Востроглазый усатый господин в приличном котелке почтительно поддерживал прелестницу под локоток, и это несколько смущало молодого жандарма. Однако он все-таки решился и строго спросил вид на жительство. Господин выкатил бешеные глаза:
– Дур-р-рак! – прошипел яростным шепотом. – И-ди-от!
Извинившись перед дамой, вынул из богатого скрипучего бумажника визитную карточку, сунул в нос ретивому жандарму, и тот ошалел от множества сиятельных корон и гербов, сверкающим золотом рассыпавшихся вокруг глазастого имени:
А. О. ДРАНКОВ
Главный фотограф Государственной
Д У М Ы
корреспондент многих иностранных газет
– Лихача для мадам… Живо!
Потрясенный золотыми коронами, Мандрыкин опрометью помчался к извозчикам, левой рукой придерживая полицейскую свою «селедку».

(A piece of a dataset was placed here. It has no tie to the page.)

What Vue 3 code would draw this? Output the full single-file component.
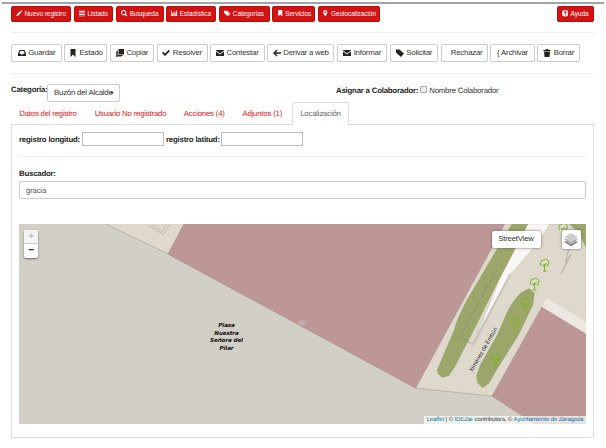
<script setup>
const icons = {
  pencil: 'M1 15l1-4 8-8 3 3-8 8zM11 2l1-1q1-1 2 0l1 1q1 1 0 2l-1 1z',
  list: 'M0 2h16v2H0zM0 6h16v2H0zM0 10h16v2H0zM0 14h16v1.5H0z',
  search: 'M6.5 0a6.5 6.5 0 1 0 3.4 12l3.5 3.7 2.3-2.3-3.7-3.5A6.5 6.5 0 0 0 6.5 0zm0 2.5a4 4 0 1 1 0 8 4 4 0 0 1 0-8z',
  chart: 'M0 1h2v12h14v2H0zM3 8h2v4H3zM6 4h2v8H6zM9 6h2v6H9zM12 2h3v10h-3z',
  tags: 'M0 2h6l7 7-5 6-8-8zM7 2h2l7 7-5 6-1-1 4-5z',
  bookmark: 'M3 0h10v16l-5-5-5 5z',
  pin: 'M8 0a5 5 0 0 0-5 5c0 4 5 11 5 11s5-7 5-11a5 5 0 0 0-5-5zm0 3a2.2 2.2 0 1 1 0 4.4A2.2 2.2 0 0 1 8 3z',
  help: 'M8 0a8 8 0 1 0 0 16A8 8 0 0 0 8 0zM7 11h2.4v2.4H7zM4.5 6q0-3.5 3.6-3.5 3.6 0 3.6 3 0 2-2.3 3v1.3H7V7.3q2-.6 2-1.7 0-.9-1-.9t-1 1.3z',
  inbox: 'M3 2h10l3 7v5H0V9zm1.5 2L2.5 9H5l1 2h4l1-2h2.5l-2-5z',
  copy: 'M5 0h11v11H5zM2.5 3H4v9h9v2H2.5zM0 5h1.5v10h9v1H0z',
  check: 'M0 8l2.5-2.5L6 9l7.5-7.5L16 4 6 14z',
  mail: 'M0 2h16v1L8 9 0 3zM0 5l8 6 8-6v9H0z',
  arrow: 'M0 8l7-7 2 2-3.5 3.5H16v3H5.5L9 13l-2 2z',
  tag: 'M0 1h7l9 8-6 7-10-9z',
  trash: 'M1 2h4l1-2h4l1 2h4v2H1zM2 5h12l-1 11H3z'
}
const nav = [
  { t: 'Nuevo registro', i: 'pencil', w: 60 },
  { t: 'Listado', i: 'list', w: 39.5 },
  { t: 'Busqueda', i: 'search', w: 47.5 },
  { t: 'Estadística', i: 'chart', w: 49.5 },
  { t: 'Categorías', i: 'tags', w: 51 },
  { t: 'Servicios', i: 'bookmark', w: 43 },
  { t: 'Geolocalización', i: 'pin', w: 62 }
]
const actions = [
  { t: 'Guardar', i: 'inbox', w: 51 },
  { t: 'Estado', i: 'bookmark', w: 43 },
  { t: 'Copiar', i: 'copy', w: 44.5 },
  { t: 'Resolver', i: 'check', w: 51 },
  { t: 'Contestar', i: 'mail', w: 54.5 },
  { t: 'Derivar a web', i: 'arrow', w: 67.5 },
  { t: 'Informar', i: 'mail', w: 50.5 },
  { t: 'Solicitar', i: 'tag', w: 48.5 },
  { t: 'Rechazar', gap: true, w: 47 },
  { t: '{ Archivar', w: 45 },
  { t: 'Borrar', i: 'trash', w: 42.5 }
]
const tabs = [
  { t: 'Datos del registro', w: 76 },
  { t: 'Usuario No registrado', w: 89 },
  { t: 'Acciones (4)', w: 58.5 },
  { t: 'Adjuntos (1)', w: 57.5 },
  { t: 'Localización', w: 57, on: true }
]
const trees = [[563, 228], [544.5, 264], [534.5, 283], [525, 303], [515, 322], [495.5, 359]]
</script>

<template>
  <div class="page">
    <div class="topline"></div>
    <nav class="nav">
      <button v-for="b in nav" :key="b.t" class="red" :style="{ width: b.w + 'px' }">
        <svg viewBox="0 0 16 16"><path :d="icons[b.i]" fill-rule="evenodd" /></svg><span>{{ b.t }}</span>
      </button>
      <button class="red help"><svg viewBox="0 0 16 16"><path :d="icons.help" fill-rule="evenodd" /></svg><span>Ayuda</span></button>
    </nav>
    <div class="actions">
      <button v-for="b in actions" :key="b.t" class="plain" :class="{ indent: b.gap }" :style="{ width: b.w + 'px' }">
        <svg v-if="b.i" viewBox="0 0 16 16"><path :d="icons[b.i]" fill-rule="evenodd" /></svg><span>{{ b.t }}</span>
      </button>
    </div>
    <div class="assign">
      <b class="cat">Categoría:</b>
      <div class="select"><span>Buzón del Alcalde</span><i></i></div>
      <div class="collab"><b>Asignar a Colaborador:</b><i class="check"></i><span>Nombre Colaborador</span></div>
    </div>
    <div class="tabs">
      <a v-for="t in tabs" :key="t.t" :class="{ on: t.on }" :style="{ width: t.w + 'px' }">{{ t.t }}</a>
    </div>
    <section class="panel">
      <div class="coords">
        <b class="lon">registro longitud:</b><i class="field"></i><b class="lat">registro latitud:</b><i class="field"></i>
      </div>
      <b class="label">Buscador:</b>
      <div class="query">gracia</div>
      <div class="map">
        <svg class="canvas" viewBox="19 224 567 200">
          <rect x="19" y="224" width="567" height="200" fill="#d1cfc6" />
          <path d="M106 224H184L168 254Z" fill="#dfd8cb" />
          <path d="M106 224L168 254L416 388L492 396L535 424" fill="none" stroke="#b3a99b" stroke-width=".8" />
          <path d="M149 226L163.5 234.5L169.5 225M152 225L162.5 231.5L166.5 224" fill="none" stroke="#aaa69e" stroke-width=".6" />
          <path d="M184 224H505L415.5 388L168 254Z" fill="#bd9696" stroke="#a99290" stroke-width=".5" />
          <path d="M505 224H586V334L492 396L416 388Z" fill="#dfd8cc" stroke="#b3a99b" stroke-width=".5" />
          <path d="M528 224H550L537 244L511.5 273L478 335L472 347L500 278Z" fill="#f8f7f5" stroke="#c4beb5" stroke-width=".5" />
          <path d="M510.5 274L473 344" stroke="#c9c4bb" stroke-width="2" />
          <path d="M511.7 224H528L500 278L474 330L455 366.7L449 375.7L442.7 377.7L438 374L437 370L454 330Q456 320 466.7 300Z" fill="#9ca66b" />
          <path d="M497 269L460 337L472 344" fill="none" stroke="#8d9763" stroke-width=".9" />
          <path d="M470 343L474 344L491 312" fill="none" stroke="#c9c4bb" stroke-width="1.5" />
          <path d="M529 288.3L534.7 292.7L533 305L518.7 335L496.7 370L489.3 383.3L482.7 388L477.3 383L476.3 376L480 365L497 335L508 310Q514 299 521.7 292Z" fill="#9ca66b" />
          <path d="M569 224H586V248L578 232Z" fill="#9ca66b" />
          <path d="M547 298.3L586 322V334L541.7 307.3Z" fill="#ede8df" />
          <path d="M541.7 307.3L586 334V424H535L492 396Z" fill="#bd9696" stroke="#a99290" stroke-width=".5" />
          <path d="M569 248L565.5 263L571 254L561 274" fill="none" stroke="#bbb6ae" stroke-width="1.3" />
          <g v-for="(p, i) in trees" :key="i" :transform="`translate(${p[0]} ${p[1]})`" fill="none" stroke="#7ab51c" stroke-width="1">
            <path d="M-3 2Q-5 1-4-1-4-4-1-4 1-6 3-4 5-3 4-1 5 2 2 2M0 7V0M0 3L-2 0M0 2L2-1M-1.5 7H2" />
          </g>
        </svg>
        <div class="plaza">Plaza<br>Nuestra<br>Señora del<br>Pilar</div>
        <span class="number">18</span>
        <span class="street">Ximénez de Embún</span>
        <div class="zoom"><span class="off">+</span><span>−</span></div>
        <button class="sv">StreetView</button>
        <div class="layers">
          <svg viewBox="0 0 16 16">
            <path d="M1 10L8 6.5L15 10L8 14.5Z" fill="#888" />
            <path d="M1 7.5L8 4L15 7.5L8 12Z" fill="#aaa" stroke="#fff" stroke-width=".4" />
            <path d="M1 5L8 1L15 5L8 9.5Z" fill="#ccc" stroke="#fff" stroke-width=".4" />
          </svg>
        </div>
        <div class="credit"><a>Leaflet</a> | © <a>IDEZar</a> contributors, © <a>Ayuntamiento de Zaragoza</a></div>
      </div>
    </section>
  </div>
</template>

<style>
body { margin: 0; background: #fff; overflow: hidden; }
</style>
<style scoped>
* { box-sizing: border-box; }
.page { width: 606px; height: 448px; padding: 2px 12px 0 11px; font: 7.8px/10px "Liberation Sans", Arial, sans-serif; letter-spacing: -.2px; color: #333; text-rendering: geometricPrecision; white-space: nowrap; }
.topline { height: 1.5px; margin: 0 -10px 0 -9px; background: #a3a3a3; }
button { font: inherit; letter-spacing: inherit; padding: 0; margin: 0; display: flex; align-items: center; justify-content: center; flex: none; }
.nav { display: flex; gap: 2.8px; height: 29px; padding-top: 2px; border-bottom: 1px solid #eee; }
.red { height: 16px; gap: 2px; border: 1px solid #b90e0e; border-radius: 2px; background: #d31313; color: #fff; font-size: 6.4px; letter-spacing: 0; }
.red svg { width: 6.5px; height: 6.5px; fill: #fff; }
.help { width: 37.5px; margin-left: auto; }
.actions { display: flex; gap: 2.4px; height: 41px; padding-top: 11px; border-bottom: 1px solid #eee; }
.plain { height: 18.5px; gap: 2.5px; border: 1px solid #ccc; border-radius: 2px; background: #fff; color: #333; }
.plain svg { width: 8px; height: 8px; fill: #222; }
.plain span { padding-top: 1px; }
.indent { padding-left: 5px; }
b { color: #222; }
.assign { display: flex; height: 28.5px; }
.cat { width: 36px; padding-top: 11px; }
.select { width: 73px; height: 18px; margin-top: 10.5px; padding: 0 5px 0 6px; display: flex; align-items: center; border: 1px solid #ccc; border-radius: 2px; }
.select i { border: 2px solid transparent; border-top: 2.5px solid #222; border-bottom: 0; margin-left: -3px; }
.collab { display: flex; margin-left: 216px; padding-top: 12.5px; }
.check { width: 7px; height: 7px; margin: 0 2px 0 2px; border: 1px solid #aaa; border-radius: 1px; background: #eee; }
.tabs { display: flex; height: 22px; position: relative; }
.tabs a { color: #d9201f; text-align: center; line-height: 20px; padding-right: 2px; padding-top: 1.5px; }
.tabs a.on { color: #666; border: 1px solid #ddd; border-bottom: 0; border-radius: 2px 2px 0 0; background: #fff; height: 23px; padding: .5px 0 0; }
.panel { height: 314px; border: 1px solid #ddd; padding: 0 7px; }
.coords { display: flex; height: 32px; padding-top: 7px; border-bottom: 1px solid #eee; line-height: 15px; }
.lon { width: 63px; }
.lat { width: 57px; padding-left: 2px; }
.field { width: 82px; height: 14px; border: 1px solid #bbb; }
.label { display: block; padding-top: 12px; height: 24px; }
.query { height: 18px; line-height: 17px; padding-left: 6px; border: 1px solid #ccc; border-radius: 2px; color: #555; }
.map { position: relative; height: 200px; margin-top: 25px; overflow: hidden; }
.canvas { display: block; width: 567px; height: 200px; }
.plaza { position: absolute; left: 181px; top: 99px; width: 53px; text-align: center; font: italic bold 5.6px/7.5px "DejaVu Sans", sans-serif; letter-spacing: -.1px; color: #111; }
.number { position: absolute; left: 279px; top: 95px; font-size: 6px; color: #777; text-shadow: 0 0 1px #fff, 0 0 1px #fff; }
.street { position: absolute; left: 436px; top: 121.5px; width: 58px; text-align: center; font: 5.5px/8px "DejaVu Sans", sans-serif; color: #111; transform: rotate(-60deg); text-shadow: 0 0 1px #fff; }
.zoom, .sv, .layers { position: absolute; background: #fff; box-shadow: 0 0 2.5px #555; border-radius: 2px; }
.zoom { left: 5px; top: 5.5px; width: 14px; height: 28px; overflow: hidden; text-align: center; font: bold 10px/13px "Liberation Sans", sans-serif; color: #111; box-shadow: 0 1px 2px #666; }
.zoom span { display: block; height: 14px; }
.zoom .off { color: #bbb; background: #f4f4f4; border-bottom: 1px solid #ccc; }
.sv { left: 472.5px; top: 6.5px; width: 49px; height: 17px; border: 0; color: #333; }
.layers { left: 542.5px; top: 6px; width: 19px; height: 19px; display: grid; place-items: center; }
.layers svg { width: 16px; height: 16px; }
.credit { position: absolute; right: 0; bottom: 0; width: 162px; height: 8.5px; font-size: 6px; letter-spacing: -.09px; line-height: 8.5px; text-align: center; background: rgba(255, 255, 255, .7); }
.credit a { color: #0078a8; }
</style>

Через минуту, резво мелькая белыми чулочками, вороной рысак знаменитого Ивана Иваныча Даева, высекая брызги искр из серого булыжника, мчал усатого вместе с шикарной дамочкой к известному всему городу дому на Мало-Садовой.
Следом за ними туда же подкатывали и прочие пестрые господа. В распахнутой настежь калитке их громогласно встречал сам Первый и Единственный. По множеству афиш знакомая великолепная улыбка озаряла его красивое лицо. Рядом с Хозяином карла-старичок в красной феске мельтешил, кукарекал: «Милости просим, кукареку, милости просим!»
Над алой зубастой пастью страшилища-великана Гаргантюа (некогда вылепленного Хозяином и служившего потешным входом на кухню) голубой, похожий на стружки дымок курился: там повар Слащов колдовал над плитой.
И по синей, играющей серебряными пятачками реке, по-над белыми и розовыми хлопьями еще не развеянного утреннего тумана плотно висел пленительный запах гениальных слащовских котлет.
Какой уже год тихо, степенно жил Дом, помалкивал: Хозяин разъезжал по сказочным странам, затем окаянная война грохнула, не до гостей, стало быть, не до пирушек сделалось.
И вдруг – зашумел.
Затарахтел посудой, наполнился смехом, криками, собачьим брехом, граммофонными воплями:
Вот прапорщик юный со взводом пехоты… —
и прочее, но обязательно в духе патриотическом – а как же? – война.
Пестрые господа разбежались по всей усадьбе, звонко перекликались, волокли в сад мотки цветных проводов: и там вспыхивали вдруг немыслимой яркости шипящие лампы. На голенастых треногах дьявольской саранчой стрекотали горбатые черные аппараты, ручки которых, как обыкновенные зингеровские машинки, бешено крутили, раскорячась, клетчатые господа в дамских беретах и соломенных картузиках «здравствуй-прощай».
Иногда галдящая эта бесцеремонная компания делала набеги на сад «Эрмитаж», на Петровский сквер, на речку и даже на дачи Лысой горы. И там тотчас появлялись треноги и клетчатые со своими стрекочущими аппаратами, и происходило нечто, похожее на театр.
Мордастые городовые разгоняли постороннюю публику, оцепляли место канатом, и в оцеплении разыгрывались удивительные сцены: наглое приставание хулигана к гимназистке, ссора двух франтов и даже полицейская погоня за оплошавшим воришкой.
А в городском саду всему городу известный Дуров среди бела дня, на виду у гуляющей публики обнимался с приезжей шикарной дамочкой (на сей раз она была одета куда как попроще, без страусов). Пикантную сценку также окружали канаты и четверо городовых-фараонов разгоняли, теснили любопытствующих зевак, чтоб не слишком напирали.